B. LA FRANCE PEUT RENFORCER SES MÉCANISMES D'ANTICIPATION CIVILS ET MILITAIRES POUR ÊTRE PRÊTE À FAIRE FACE À TOUTE ÉVENTUALITÉ EN MÉDITERRANÉE

Dans son discours aux armées du 13 juillet 2022, le Président de la République a annoncé la présentation en 2023 d'un nouveau projet de LPM. Alors qu'il a également déclaré que ce projet de loi serait fondé sur des retours d'expérience menés « dans l'intimité des équipes », sans être précédé par « des exercices théoriques », les rapporteures estiment qu'il est essentiel que la future trajectoire tienne compte de la militarisation de la politique étrangère dans le bassin méditerranéen.

Alors que l' Actualisation stratégique , en date de janvier 2021, avait déjà identifié la Méditerranée comme « un espace potentiellement ouvert à des conflits de toutes sortes », la présentation de la nouvelle LPM intervient dans un contexte dans lequel « dans le domaine naval, le réarmement au niveau mondial est sans précédent au cours des dernières décennies », comme le soulignait le chef d'état-major de la Marine lors de son audition devant la commission des affaires étrangères, de la défense et des forces armées du Sénat le 27 octobre 2021.

La Méditerranée n'est pas le seul théâtre sur lequel la Marine nationale est amenée à renforcer sa présence, au regard notamment de l'importance stratégique croissante prise par le golfe de Guinée et par l'espace Indopacifique. Il existe donc un risque de tension entre les moyens dont disposent nos armées, en particulier la Marine nationale, et leur déploiement simultané sur plusieurs théâtres.

À ce titre, alors que la commission avait préalablement identifié plusieurs renoncements capacitaires intervenus dans le cadre de la programmation actuellement en vigueur 166 ( * ) , il est essentiel que la prochaine LPM poursuive la trajectoire de réarmement des forces en tenant compte du contexte actuel de dégradation de la situation stratégique et de militarisation des relations internationales dans le bassin méditerranéen.

Recommandation n°1. Poursuivre la trajectoire de réarmement des forces armées dans le cadre de la future loi de programmation militaire (LPM) en tenant compte de la dégradation du contexte stratégique en Méditerranée.

Situé à la préfecture maritime de Brest, le MICA Center est un centre de sécurité maritime de référence qui pilote le dispositif de coopération navale volontaire (CNV) auquel ont adhéré la plupart des grands armateurs français. Ce dispositif permet aux navires civils de disposer d'évaluations sécuritaires hebdomadaires pour s'adapter aux risques en mer.
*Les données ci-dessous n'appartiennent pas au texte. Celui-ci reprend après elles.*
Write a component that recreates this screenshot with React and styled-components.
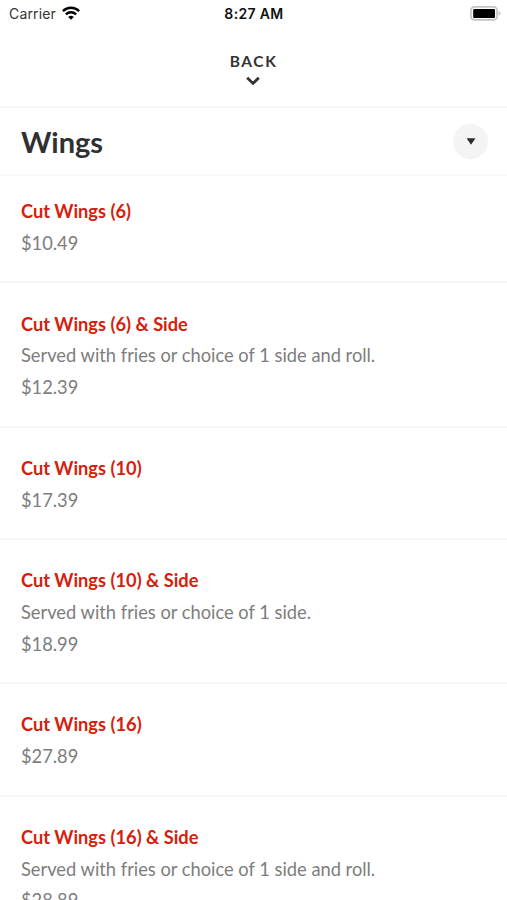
import React from 'react';
import styled, { createGlobalStyle } from 'styled-components';

const items = [
  { name: 'Cut Wings (6)', price: '$10.49' },
  {
    name: 'Cut Wings (6) & Side',
    body: 'Served with fries or choice of 1 side and roll.',
    price: '$12.39',
  },
  { name: 'Cut Wings (10)', price: '$17.39' },
  {
    name: 'Cut Wings (10) & Side',
    body: 'Served with fries or choice of 1 side.',
    price: '$18.99',
  },
  { name: 'Cut Wings (16)', price: '$27.89' },
  {
    name: 'Cut Wings (16) & Side',
    body: 'Served with fries or choice of 1 side and roll.',
    price: '$28.89',
  },
];

const WifiIcon = () => (
  <svg width="18" height="14" viewBox="0 0 18 14">
    <g fill="none" stroke="#000" strokeWidth="2.5">
      <path d="M0.9 5.1 A11.6 11.6 0 0 1 17.1 5.1" />
      <path d="M3.9 8.4 A7.3 7.3 0 0 1 14.1 8.4" />
    </g>
    <path d="M6.2 10.9 A4.3 4.3 0 0 1 11.8 10.9 L9 13.8 Z" fill="#000" />
  </svg>
);

const BatteryIcon = () => (
  <svg width="31" height="15" viewBox="0 0 31 15">
    <rect x="0.9" y="0.9" width="26.2" height="13" rx="3.6" fill="#fff" stroke="#c4c4c4" strokeWidth="1.7" />
    <rect x="3.2" y="3" width="21.8" height="8.9" rx="1" fill="#000" />
    <path d="M28.6 5.2 Q30.6 5.8 30.6 7.4 Q30.6 9 28.6 9.6 Z" fill="#c4c4c4" />
  </svg>
);

const App = () => {
  return (
    <Screen>
      <GlobalStyle />
      <StatusBar>
        <Carrier>
          Carrier <WifiIcon />
        </Carrier>
        <Time>8:27 AM</Time>
        <Battery>
          <BatteryIcon />
        </Battery>
      </StatusBar>
      <BackButton>
        BACK
        <svg width="14" height="10" viewBox="0 0 14 10">
          <path d="M1.2 1.8 L7 7.4 L12.8 1.8" fill="none" stroke="#333" strokeWidth="2.8" />
        </svg>
      </BackButton>
      <SectionHeader>
        <h1>Wings</h1>
        <RoundButton aria-label="Choose section">
          <svg width="10" height="7" viewBox="0 0 10 7">
            <path d="M0.6 0.3 H9.4 L5 6.8 Z" fill="#2b2c2d" />
          </svg>
        </RoundButton>
      </SectionHeader>
      <MenuList>
        {items.map((item) => (
          <MenuItem key={item.name}>
            <h2>{item.name}</h2>
            {item.body && <p>{item.body}</p>}
            <p>{item.price}</p>
          </MenuItem>
        ))}
      </MenuList>
    </Screen>
  );
};

const GlobalStyle = createGlobalStyle`
  * {
    box-sizing: border-box;
  }

  body {
    margin: 0;
    background: #fff;
  }

  h1, h2, p, ul {
    margin: 0;
    padding: 0;
  }
`;

const Screen = styled.div`
  height: 900px;
  overflow: hidden;
  background: #fff;
  color: #333;
  font-family: Lato, sans-serif;
`;

const StatusBar = styled.div`
  display: grid;
  grid-template-columns: 1fr auto 1fr;
  align-items: center;
  height: 27px;
  padding: 0 6px 0 9px;
  color: #111;
  font-family: Inter, sans-serif;
  font-size: 14px;
`;

const Carrier = styled.div`
  display: flex;
  align-items: center;
  gap: 6px;
  color: #333;
  letter-spacing: 0.15px;

  svg {
    margin-top: -1px;
  }
`;

const Time = styled.div`
  margin-right: 2px;
  font-weight: 600;
  letter-spacing: 0.35px;
`;

const Battery = styled.div`
  display: flex;
  justify-content: flex-end;
  margin-top: -1px;
`;

const BackButton = styled.button`
  display: flex;
  flex-direction: column;
  align-items: center;
  width: 100%;
  height: 81px;
  padding: 24px 0 0;
  border: 0;
  border-bottom: 2px solid #f7f7f7;
  background: none;
  color: #333;
  font: bold 15.5px/20px Lato, sans-serif;
  letter-spacing: 1.6px;

  svg {
    margin: 5px 1px 0 0;
  }
`;

const SectionHeader = styled.header`
  display: flex;
  align-items: center;
  justify-content: space-between;
  height: 68px;
  padding: 0 19px 0 21px;
  border-bottom: 2px solid #f8f8f8;

  h1 {
    padding-top: 2px;
    color: #2f3032;
    font-size: 29px;
    font-weight: bold;
    line-height: 36px;
  }
`;

const RoundButton = styled.button`
  display: flex;
  align-items: center;
  justify-content: center;
  width: 35px;
  height: 35px;
  padding: 0;
  border: 0;
  border-radius: 50%;
  background: #f4f4f4;
`;

const MenuList = styled.ul`
  list-style: none;
`;

const MenuItem = styled.li`
  padding: 25.2px 21px 21.6px;
  border-bottom: 2px solid #f5f5f5;
  color: #7d7d7d;
  font-size: 18.3px;
  line-height: 31.8px;

  &:first-child {
    padding-top: 20.3px;
  }

  h2 {
    color: #d6200c;
    font-size: 18.25px;
    font-weight: bold;
  }
`;

export default App;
Ce dispositif de coopération navale volontaire est un espace capital d'échanges entre la Marine nationale et les armateurs qui peut servir de levier pour sensibiliser les navires commerciaux aux risques en cas de déclenchement d'un conflit en Méditerranée.
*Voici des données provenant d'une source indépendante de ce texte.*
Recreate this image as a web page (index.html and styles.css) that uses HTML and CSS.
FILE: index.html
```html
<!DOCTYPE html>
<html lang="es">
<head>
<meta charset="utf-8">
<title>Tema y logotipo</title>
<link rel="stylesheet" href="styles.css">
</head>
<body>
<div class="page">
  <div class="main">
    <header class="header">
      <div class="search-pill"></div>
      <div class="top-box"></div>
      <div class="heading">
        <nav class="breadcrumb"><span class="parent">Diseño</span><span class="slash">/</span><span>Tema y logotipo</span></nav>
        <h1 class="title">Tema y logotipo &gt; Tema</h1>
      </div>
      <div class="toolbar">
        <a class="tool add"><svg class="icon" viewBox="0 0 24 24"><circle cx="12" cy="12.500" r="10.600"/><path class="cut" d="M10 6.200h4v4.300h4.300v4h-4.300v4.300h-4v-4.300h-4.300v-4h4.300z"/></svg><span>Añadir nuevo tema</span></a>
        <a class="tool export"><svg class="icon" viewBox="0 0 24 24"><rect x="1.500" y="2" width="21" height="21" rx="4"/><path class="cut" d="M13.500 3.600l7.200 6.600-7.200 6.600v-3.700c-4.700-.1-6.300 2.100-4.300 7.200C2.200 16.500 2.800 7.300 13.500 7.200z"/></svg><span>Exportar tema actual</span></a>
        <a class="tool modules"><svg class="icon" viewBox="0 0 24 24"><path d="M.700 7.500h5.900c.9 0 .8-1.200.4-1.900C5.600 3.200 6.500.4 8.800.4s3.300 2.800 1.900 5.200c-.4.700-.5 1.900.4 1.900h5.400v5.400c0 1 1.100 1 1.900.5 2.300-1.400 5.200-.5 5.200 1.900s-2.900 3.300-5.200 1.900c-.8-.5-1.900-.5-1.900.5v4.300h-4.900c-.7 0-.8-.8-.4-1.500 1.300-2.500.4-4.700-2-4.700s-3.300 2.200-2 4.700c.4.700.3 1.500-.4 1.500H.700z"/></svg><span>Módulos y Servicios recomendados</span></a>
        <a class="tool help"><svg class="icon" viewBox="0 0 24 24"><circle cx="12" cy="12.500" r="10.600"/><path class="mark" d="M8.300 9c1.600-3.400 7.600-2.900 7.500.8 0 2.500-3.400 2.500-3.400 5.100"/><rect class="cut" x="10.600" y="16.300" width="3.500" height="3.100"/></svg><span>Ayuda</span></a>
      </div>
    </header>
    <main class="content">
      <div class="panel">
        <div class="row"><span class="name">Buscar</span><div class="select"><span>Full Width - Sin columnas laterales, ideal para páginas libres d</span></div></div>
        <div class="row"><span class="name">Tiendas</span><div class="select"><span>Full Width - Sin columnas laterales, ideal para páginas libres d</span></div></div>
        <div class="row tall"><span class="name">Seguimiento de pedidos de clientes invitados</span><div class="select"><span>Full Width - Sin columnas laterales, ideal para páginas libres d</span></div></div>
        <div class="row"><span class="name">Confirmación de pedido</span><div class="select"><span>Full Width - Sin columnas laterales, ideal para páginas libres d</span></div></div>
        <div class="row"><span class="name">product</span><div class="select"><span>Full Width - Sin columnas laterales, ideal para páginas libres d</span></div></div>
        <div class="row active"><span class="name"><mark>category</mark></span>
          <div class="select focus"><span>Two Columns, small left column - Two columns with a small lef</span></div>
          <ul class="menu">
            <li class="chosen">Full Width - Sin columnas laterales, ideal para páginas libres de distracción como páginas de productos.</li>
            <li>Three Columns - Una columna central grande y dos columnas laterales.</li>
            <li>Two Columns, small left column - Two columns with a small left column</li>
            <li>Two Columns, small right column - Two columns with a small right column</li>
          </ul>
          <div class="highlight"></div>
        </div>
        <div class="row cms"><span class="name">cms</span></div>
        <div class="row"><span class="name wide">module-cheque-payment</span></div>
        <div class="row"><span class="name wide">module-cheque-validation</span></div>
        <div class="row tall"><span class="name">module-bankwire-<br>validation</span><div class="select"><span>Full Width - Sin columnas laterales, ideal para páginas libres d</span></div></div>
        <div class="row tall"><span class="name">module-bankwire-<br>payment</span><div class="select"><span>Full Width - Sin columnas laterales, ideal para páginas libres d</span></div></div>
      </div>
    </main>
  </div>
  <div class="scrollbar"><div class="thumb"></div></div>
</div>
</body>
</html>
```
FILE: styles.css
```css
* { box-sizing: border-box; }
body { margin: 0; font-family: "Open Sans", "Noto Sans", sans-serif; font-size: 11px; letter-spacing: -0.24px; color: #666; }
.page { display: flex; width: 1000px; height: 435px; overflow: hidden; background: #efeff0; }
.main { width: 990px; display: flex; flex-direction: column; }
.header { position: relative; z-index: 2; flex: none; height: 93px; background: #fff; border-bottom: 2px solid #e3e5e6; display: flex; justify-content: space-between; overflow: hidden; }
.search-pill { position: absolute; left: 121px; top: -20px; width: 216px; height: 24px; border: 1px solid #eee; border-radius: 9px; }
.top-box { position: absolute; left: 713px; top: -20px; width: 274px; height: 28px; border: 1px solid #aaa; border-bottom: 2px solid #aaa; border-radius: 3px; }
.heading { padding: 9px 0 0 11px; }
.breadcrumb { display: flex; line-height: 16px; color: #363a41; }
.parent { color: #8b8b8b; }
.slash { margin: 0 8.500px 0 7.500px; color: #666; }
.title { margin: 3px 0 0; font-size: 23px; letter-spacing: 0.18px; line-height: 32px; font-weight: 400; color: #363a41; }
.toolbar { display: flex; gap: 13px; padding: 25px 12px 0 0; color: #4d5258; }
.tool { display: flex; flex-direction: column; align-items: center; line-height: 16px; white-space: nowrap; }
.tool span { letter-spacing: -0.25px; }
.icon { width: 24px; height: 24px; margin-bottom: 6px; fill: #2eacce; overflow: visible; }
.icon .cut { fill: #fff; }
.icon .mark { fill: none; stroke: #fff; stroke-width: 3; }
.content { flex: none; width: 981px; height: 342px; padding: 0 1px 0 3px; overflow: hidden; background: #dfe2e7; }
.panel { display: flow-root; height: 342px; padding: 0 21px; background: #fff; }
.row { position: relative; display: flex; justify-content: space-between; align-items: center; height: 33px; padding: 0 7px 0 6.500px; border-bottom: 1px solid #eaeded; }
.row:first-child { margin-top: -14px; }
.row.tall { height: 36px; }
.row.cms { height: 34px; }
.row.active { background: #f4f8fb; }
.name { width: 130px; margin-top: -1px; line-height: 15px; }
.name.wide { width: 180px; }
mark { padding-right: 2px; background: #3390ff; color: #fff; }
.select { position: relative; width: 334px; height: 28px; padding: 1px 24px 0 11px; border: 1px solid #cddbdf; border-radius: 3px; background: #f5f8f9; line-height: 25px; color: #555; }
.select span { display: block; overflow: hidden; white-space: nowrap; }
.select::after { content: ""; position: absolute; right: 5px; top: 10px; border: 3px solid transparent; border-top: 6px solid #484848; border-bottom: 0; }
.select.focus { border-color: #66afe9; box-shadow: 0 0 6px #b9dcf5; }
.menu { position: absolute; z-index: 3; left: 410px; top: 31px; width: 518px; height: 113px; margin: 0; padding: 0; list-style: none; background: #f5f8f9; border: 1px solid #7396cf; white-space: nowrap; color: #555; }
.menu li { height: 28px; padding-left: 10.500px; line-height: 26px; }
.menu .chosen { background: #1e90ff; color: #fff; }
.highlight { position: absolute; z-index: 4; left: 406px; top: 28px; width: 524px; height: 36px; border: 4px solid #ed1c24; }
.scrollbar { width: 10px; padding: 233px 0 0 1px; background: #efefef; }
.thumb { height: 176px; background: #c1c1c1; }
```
En cas de crise, la résilience française des bâtiments civils reposerait sur l'activation du dispositif de contrôle naval obligatoire (CNO) en application duquel, en cas de circonstances exceptionnelles, les navires civils français peuvent être obligés de suivre les instructions du commandement de zone maritime (CZM) concerné. En l'absence d'exercice de simulation de l'activation du dispositif de contrôle naval obligatoire, qui n'a pas été activé en Méditerranée depuis plus de trente ans , les rapporteures relèvent qu'il est important de mettre en place un dialogue structuré entre les représentants de la Marine nationale et ceux des armateurs pour préciser les procédures à mettre en place en cas d'activation du dispositif et s'assurer de son caractère opérationnel en cas de conflit armée en Méditerranée menaçant la sécurité des bâtiments civils français.
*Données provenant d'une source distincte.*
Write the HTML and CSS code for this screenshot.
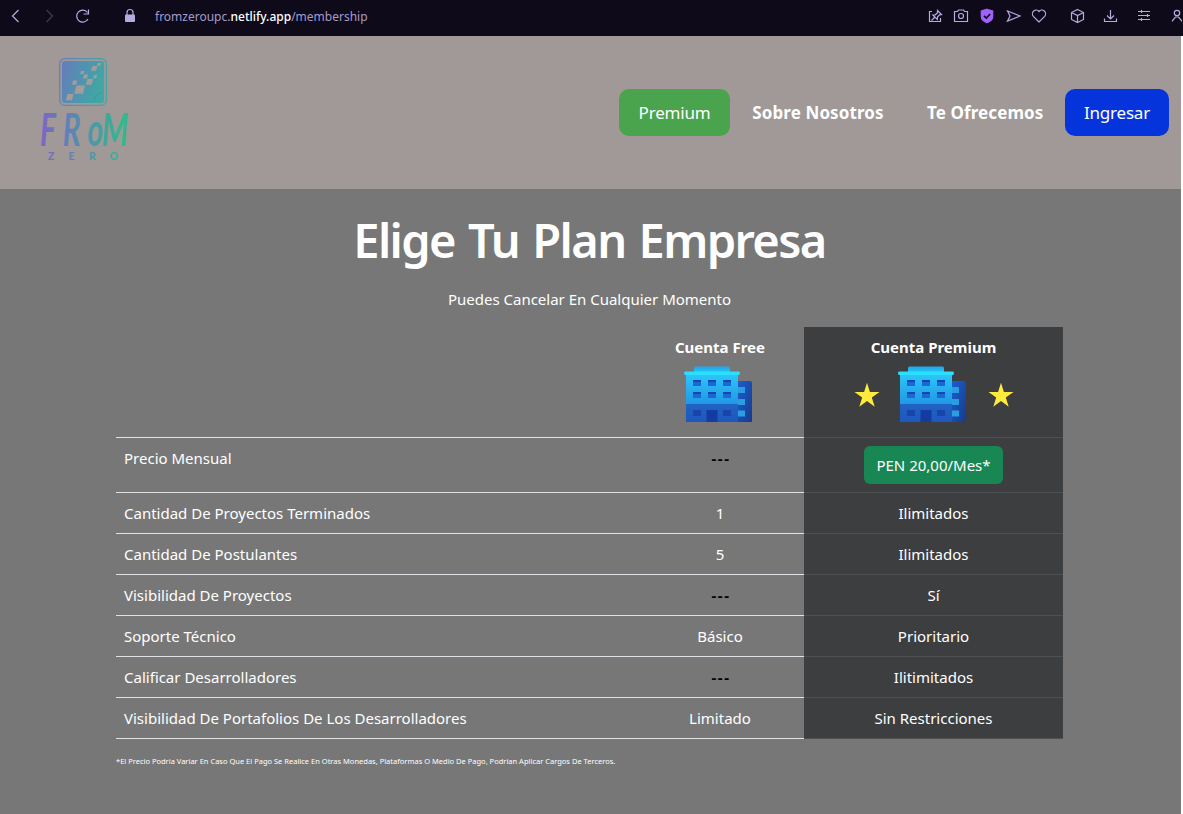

Recommandation n°2. Consolider le dispositif de coopération navale volontaire (CNV) pour assurer la réactivité et la sécurité de la marine civile française en cas de crise en Méditerranée.

En dépit de l'adoption en février 2022 d'une Stratégie ministérielle de maîtrise des fonds marins , et sous réserve de la mise en oeuvre par la Marine nationale des capacités de l'Ifremer, les armées ne disposent actuellement d'aucun équipement pouvant atteindre les 6 000 mètres de profondeur. Les rapporteures s'associent à ce titre aux constats et aux recommandations formulées en juin 2022 par la mission d'information sénatoriale sur l'exploration, la protection et l'exploitation des fonds marins 167 ( * ) .

Au regard de l'importance critique du réseau de câbles sous-marins de communication, la capacité de la Marine nationale à surveiller ce réseau, voire à intervenir le cas échéant en cas d'acte hostile dirigé contre cette infrastructure est un point essentiel pour assurer la résilience de la France face à une tentative d'attaque hybride de cette nature en Méditerranée.

Par suite, les rapporteures estiment qu'il est essentiel que la trajectoire fixée par la future LPM tienne compte de cet enjeu de sécurité émergeant pour doter la France avant 2025 de drones sous-marins ayant une capacité d'exploration atteignant 6 000 mètres de profondeur .

Recommandation n°3. Moderniser les capacités de la Marine nationale pour être en mesure de réagir en cas d'attaque hybride dirigée contre le réseau de câbles sous-marins de communication en Méditerranée.


* 166 Sénat, commission des affaires étrangères, de la défense et des forces armées, rapport d'information n°697 (2020-2021), au rapport de C. Cambon, J.-M. Todeschini, P. Allizard, M.-A. Carlotti, O. Cigolotti, H. Conway-Mouret, M. Gréaume, J. Guerriau, C. Perrin, Y. Vaugrenard, A. Cazabonne, 16 juin 2021, L'actualisation de la loi de programmation militaire 2019-2025.

* 167 Rapport d'information de M. Teva ROHFRITSCH, fait au nom de la MI Fonds marins n° 724 (2021-2022) - 21 juin 2022.